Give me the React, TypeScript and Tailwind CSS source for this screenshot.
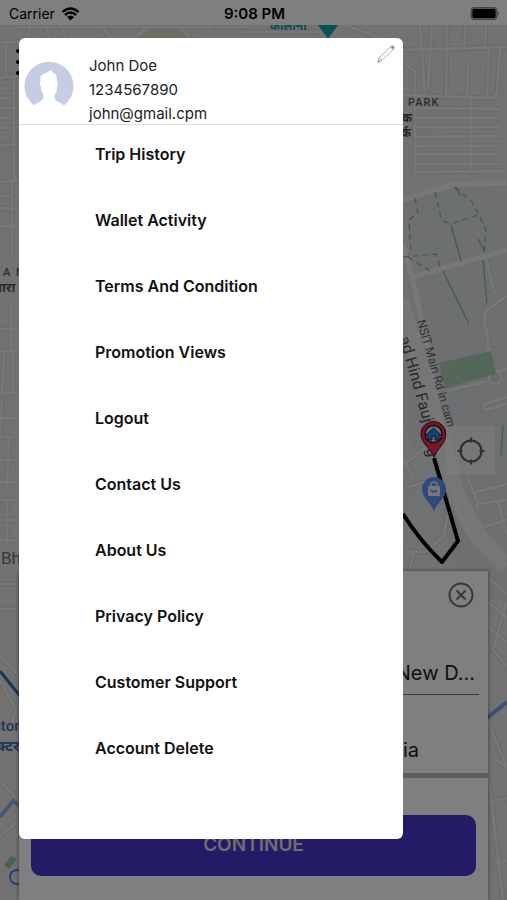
import React from "react";

const menuItems = [
  "Trip History",
  "Wallet Activity",
  "Terms And Condition",
  "Promotion Views",
  "Logout",
  "Contact Us",
  "About Us",
  "Privacy Policy",
  "Customer Support",
  "Account Delete",
];

const streets = [
  // north-east blocks
  "M403 50 L507 47", "M420 25 L425 95", "M432 25 L428 90", "M447 25 L446 97", "M466 25 L464 47", "M486 25 L485 47",
  "M489 48 L487 97", "M500 48 L497 92 Q496 98 490 98 L403 95", "M468 66 L467 96", "M346 25 L385 40", "M403 62 L417 73",
  "M415 70 L415 174", "M471 98 L471 170", "M500 109 L416 108", "M500 118 L416 118", "M500 127 L416 127", "M500 136 L416 137",
  "M500 146 L416 146", "M498 154 L416 154", "M500 164 L416 164", "M502 171 L416 172",
  // top strip
  "M20 27 L250 27", "M30 25 L28 38", "M45 25 L50 38", "M60 25 L66 38", "M100 25 L112 38", "M135 38 L150 25", "M178 25 L190 38", "M210 25 L210 38", "M240 32 L320 32",
  // west blocks
  "M0 42 L19 42", "M6 42 L6 78", "M0 78 L19 76", "M0 88 L12 88", "M0 98 L12 98", "M0 108 L12 108", "M0 118 L12 118", "M0 128 L12 128", "M14 78 L14 180",
  "M0 146 L19 143", "M0 182 L19 180", "M0 196 L12 196", "M0 208 L19 209", "M12 180 L12 256", "M0 226 L19 226",
  "M0 329 L19 329", "M11 305 L11 350", "M0 351 L19 351", "M4 352 L2 395", "M13 352 L13 390", "M0 393 L19 393", "M2 400 L0 437", "M0 418 L19 418", "M0 437 L19 437", "M9 437 L7 490",
  "M0 460 L19 460", "M0 482 L19 482", "M0 500 L19 500", "M0 520 L19 520", "M7 500 L7 545", "M0 540 L19 541", "M0 584 L19 584", "M0 609 L19 609",
  "M0 655 L19 676", "M0 680 L16 710 L10 730", "M0 782 L19 800", "M0 836 L19 820",
  // east side
  "M484 252 L495 294", "M507 296 L488 309 Q482 314 486 330 L493 375", "M485 350 L492 350", "M498 371 L507 369", "M447 391 L487 381", "M507 397 L486 404 Q482 406 485 410 L507 404",
  "M403 465 L430 444", "M403 489 L425 482", "M403 459 L412 475", "M468 478 L478 504 L507 500", "M472 493 L507 484", "M478 504 L476 508", "M484 527 L507 520", "M498 502 L507 535", "M403 552 L425 552 L444 536 L450 500",
  "M414 550 L409 572", "M489 578 L507 594", "M489 603 L507 618", "M489 628 L507 642", "M507 600 L493 650 L507 666", "M489 724 L507 768",
  "M497 760 L507 768", "M489 802 L507 798", "M489 780 L503 900", "M492 864 L507 861",
];

const arterials = [
  "M403 200 L455 184 L507 183",
  "M412 277 L507 250",
  "M403 245 Q424 320 436 395",
  "M452 478 Q455 520 478 545 L507 566",
];

function CityMap() {
  return (
    <svg
      aria-label="Map"
      className="absolute inset-0 h-full w-full"
      viewBox="0 0 507 900"
      preserveAspectRatio="xMidYMid slice"
    >
      <rect width="507" height="900" fill="#e4e5e5" />
      <path d="M403 200 L455 184 L507 183 V600 H470 L403 420 Z" fill="#dbdfe1" />
      <path d="M403 460 L435 448 L446 540 L430 560 L403 540 Z" fill="#e0e3e5" />
      <path d="M140 38 L158 25 H184 L194 38 Z" fill="#dfdbc2" />
      <g fill="none" stroke="#d0d3d5" strokeWidth="5">
        {streets.map((d) => <path key={d} d={d} />)}
      </g>
      <g fill="none" stroke="#efefef" strokeWidth="3" strokeLinejoin="round">
        {streets.map((d) => <path key={d} d={d} />)}
      </g>
      <path d="M400 300 Q428 390 450 470 Q462 525 507 566" fill="none" stroke="#ecedee" strokeWidth="17" />
      <g fill="none" stroke="#f0f1f2" strokeWidth="5" strokeLinejoin="round">
        {arterials.map((d) => <path key={d} d={d} />)}
      </g>
      <circle cx="495" cy="378" r="6" fill="#d2d5d7" stroke="#efefef" strokeWidth="2" />
      <path d="M439 363 L491 351 L496 374 L445 388 Z" fill="#a9ceb1" />
      <g fill="none" stroke="#86b0a4" strokeWidth="1.3">
        <path strokeDasharray="6 4" d="M435 192 L441 218 Q446 224 453 223 L479 215 M455 187 L472 202 L479 215 L486 230 L484 253 M403 257 L436 254 L441 270 M408 257 L430 271 M415 198 L418 212 L409 220 L411 254" />
        <path d="M455 187 L461 196 M451 225 L461 261 M478 239 L485 252 M483 260 L487 303 M443 271 L469 324 M503 425 L501 455" />
      </g>
      <path d="M0 671 L20 696" fill="none" stroke="#2772b0" strokeWidth="3" />
      <path d="M0 817 L13 801 L21 807" fill="none" stroke="#93aae6" strokeWidth="4" />
      <path d="M487 718 L507 702" fill="none" stroke="#789ce2" strokeWidth="4" />
      <path d="M4 865 L11 856 L17 859 L9 869 Z" fill="#8fc7a2" />

      <path d="M403 514 Q420 541 442 562 L458 541 L434 458" fill="none" stroke="#000000" strokeWidth="4" strokeLinejoin="round" />

      <g fontFamily="Roboto, 'Noto Sans', sans-serif">
        <text x="408" y="106" fontSize="11" fontWeight="500" letterSpacing="1" fill="#555b5e">PARK</text>
        <text x="402" y="122" fontSize="12" fontWeight="700" fill="#444a4d">क</text>
        <text x="401" y="137" fontSize="12" fontWeight="700" fill="#444a4d">र्क</text>
        <text x="270" y="30" fontSize="12" fontWeight="700" fill="#159aa6">कॉलोनी</text>
        <text x="3" y="276" fontSize="11" fontWeight="500" fill="#555b5e">A</text>
        <text x="16" y="276" fontSize="11" fontWeight="500" fill="#555b5e">N</text>
        <text x="-6" y="292" fontSize="13" fontWeight="700" fill="#555b5e">गारा</text>
        <text x="1" y="564" fontSize="17" fill="#6c7072">Bh</text>
        <text x="-7" y="731" fontSize="15" fontWeight="500" fill="#4269c0">ctor</text>
        <text x="-4" y="751" fontSize="15" fontWeight="700" fill="#4269c0">क्टर</text>
        <text transform="translate(417 321) rotate(74)" fontSize="12" fill="#5f6366">NSIT Main Rd in cam</text>
        <text transform="translate(399 338) rotate(74)" fontSize="16" fill="#50545a">ad Hind Fauj</text>
        <text transform="translate(426 449) rotate(74)" fontSize="16" fill="#50545a">g</text>
      </g>
      <circle cx="17" cy="877" r="7" fill="none" stroke="#4785ee" strokeWidth="2" />
      <path d="M318 25 H338 L328 39 Z" fill="#0da0ae" />
      <g fill="#000000">
        <circle cx="18" cy="51" r="2" />
        <circle cx="18" cy="62" r="2" />
        <circle cx="18" cy="73" r="2" />
      </g>

      <path d="M434 457 C431 449 421 443 421 434 A12.500 12.500 0 0 1 446 434 C446 443 437 449 434 457 Z" fill="#f02a4c" stroke="#35171f" strokeWidth="1" />
      <circle cx="433.500" cy="434" r="8.500" fill="#d6e0e8" stroke="#35171f" strokeWidth="1.500" />
      <path d="M426 435 L433.500 428 L441 435 L439 436 V440 H435 V436 H432 V440 H428 V436 Z" fill="#2a86f2" stroke="#12305c" strokeWidth="1" />

      <path d="M434 512 C432 503 422 499 422 489 A12 12 0 0 1 446 489 C446 499 436 503 434 512 Z" fill="#5f95f5" />
      <rect x="428" y="486" width="12" height="10" rx="1" fill="#e9edf6" />
      <path d="M431 486 V485 A3 3 0 0 1 437 485 V486" fill="none" stroke="#e9edf6" strokeWidth="1.500" />
      <path d="M431 490 Q434 494 437 490" fill="none" stroke="#5385e8" strokeWidth="1.300" />
    </svg>
  );
}

function StatusBar() {
  return (
    <header className="relative grid h-[25px] grid-cols-3 items-center bg-white pt-[3px] pr-[7px] pl-[9px] text-black">
      <div className="flex items-center gap-[6px] text-[14px] leading-5">
        <span>Carrier</span>
        <svg aria-label="Wi-Fi" className="h-[14px] w-[19px]" viewBox="0 0 19 14">
          <path d="M1.500 5 Q9.500 -2 17.500 5" fill="none" stroke="#000" strokeWidth="2.500" />
          <path d="M4 8 Q9.500 3 15 8" fill="none" stroke="#000" strokeWidth="2.500" />
          <path d="M6 10 Q9.500 7 13 10 L9.500 13.500 Z" fill="#000" />
        </svg>
      </div>
      <time className="text-center text-[15px] leading-5 font-semibold whitespace-nowrap">9:08 PM</time>
      <svg aria-label="Battery" className="h-[14px] w-[30px] justify-self-end" viewBox="0 0 30 14">
        <rect x="1" y="0.500" width="26" height="12" rx="3" fill="#aaaaaa" stroke="#888888" />
        <rect x="2.500" y="2" width="23" height="9" rx="1.500" fill="#000" />
        <path d="M28 4.500 Q30 6.500 28 8.500 Z" fill="#777" />
      </svg>
    </header>
  );
}

function LocateButton() {
  return (
    <button type="button" aria-label="My location" className="mr-3 mb-24 flex size-[49px] items-center justify-center self-end bg-white/50">
      <svg className="size-[28px]" viewBox="0 0 28 28" fill="none" stroke="#5c6063" strokeWidth="2.200">
        <circle cx="14" cy="14" r="10.500" />
        <path d="M14 0.500 V5.500 M14 22.500 V27.500 M0.500 14 H5.500 M22.500 14 H27.500" />
      </svg>
    </button>
  );
}

function TripSheet() {
  return (
    <section aria-label="Trip" className="mx-[19px] bg-white shadow-[0_0_4px_rgba(0,0,0,0.5)]">
      <div className="flex h-[202px] flex-col pr-[9px] pl-[13px]">
        <button type="button" aria-label="Close" className="mt-[11px] mr-[5px] self-end">
          <svg className="size-[26px]" viewBox="0 0 26 26" fill="none" stroke="#6c7376" strokeWidth="2">
            <circle cx="13" cy="13" r="11.500" />
            <path d="M8.500 8.500 L17.500 17.500 M17.500 8.500 L8.500 17.500" />
          </svg>
        </button>
        <p className="mt-[52px] border-b border-[#777777] pr-1 pb-2 text-right text-[20px] leading-[26px] text-[#222222]">New D...</p>
        <p className="mt-[42px] pr-[60px] text-right text-[20px] leading-[26px] text-[#222222]">ia</p>
      </div>
      <div className="h-[5px] bg-[#bababa]" />
      <div className="px-3 pt-[37px] pb-6">
        <button type="button" className="h-[61px] w-full rounded-[10px] bg-[#4636ca] text-center text-[19px] font-semibold text-[#dddddd]">
          CONTINUE
        </button>
      </div>
    </section>
  );
}

function Profile() {
  return (
    <div className="relative flex h-[87px] border-b border-[#dddddd] pt-4 pl-[5px]">
      <svg aria-label="Profile picture" className="mt-[7px] size-[50px] shrink-0" viewBox="0 0 50 50">
        <path d="M10 44.500 A24.500 24.500 0 1 1 40 44.500 C38 42 33 41 31 38 Q30 36 31 33 C33 31 33 28 33 26 Q35 23 33 20 C33 14 31 12 29 12 L27 9 L22 12 C17 13 16 16 16.500 20 Q15 23 17 26 C17 29 18 31 19 33 Q20 36 19 38 C17 41 12 42 10 44.500 Z" fill="#c5cde5" />
      </svg>
      <div className="ml-[15px] text-[15px] leading-6 text-[#222222]">
        <p>John Doe</p>
        <p>1234567890</p>
        <p>john@gmail.cpm</p>
      </div>
      <button type="button" aria-label="Edit profile" className="absolute top-[7px] right-2">
        <svg className="size-[18px]" viewBox="0 0 18 18" fill="none" stroke="#999999" strokeWidth="0.800">
          <path d="M1 17 L2 13 L14 1.500 Q15 0.500 16.500 1.500 Q17.500 3 16.500 4 L5 15.500 Z M2 13 L5 15.500 M13.500 2 L16 4.500" />
          <path d="M1 17 L1.500 15 L3 16.500 Z M14 1.500 L16.500 4 L17 2 L16 1 Z" fill="#777777" />
        </svg>
      </button>
    </div>
  );
}

export default function App() {
  return (
    <div className="relative min-h-screen overflow-hidden font-['Inter','Liberation_Sans',sans-serif]">
      <CityMap />
      <div className="relative flex min-h-screen flex-col">
        <StatusBar />
        <main className="flex flex-1 flex-col justify-end">
          <LocateButton />
          <TripSheet />
        </main>
      </div>
      <div className="absolute inset-0 bg-black/50" />
      <aside className="absolute top-[38px] right-[104px] bottom-[61px] left-[19px] rounded-[6px] bg-white">
        <Profile />
        <nav aria-label="Account menu">
          <ul className="pl-[76px] text-[16px] leading-5 font-semibold text-[#111111]">
            {menuItems.map((item) => (
              <li key={item} className="flex h-[66px] items-start pt-[19px]">
                <a href="#">{item}</a>
              </li>
            ))}
          </ul>
        </nav>
      </aside>
    </div>
  );
}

- DIRECTIVE
Give only the number of lines in the data that hold the word "React".

- RESULT
2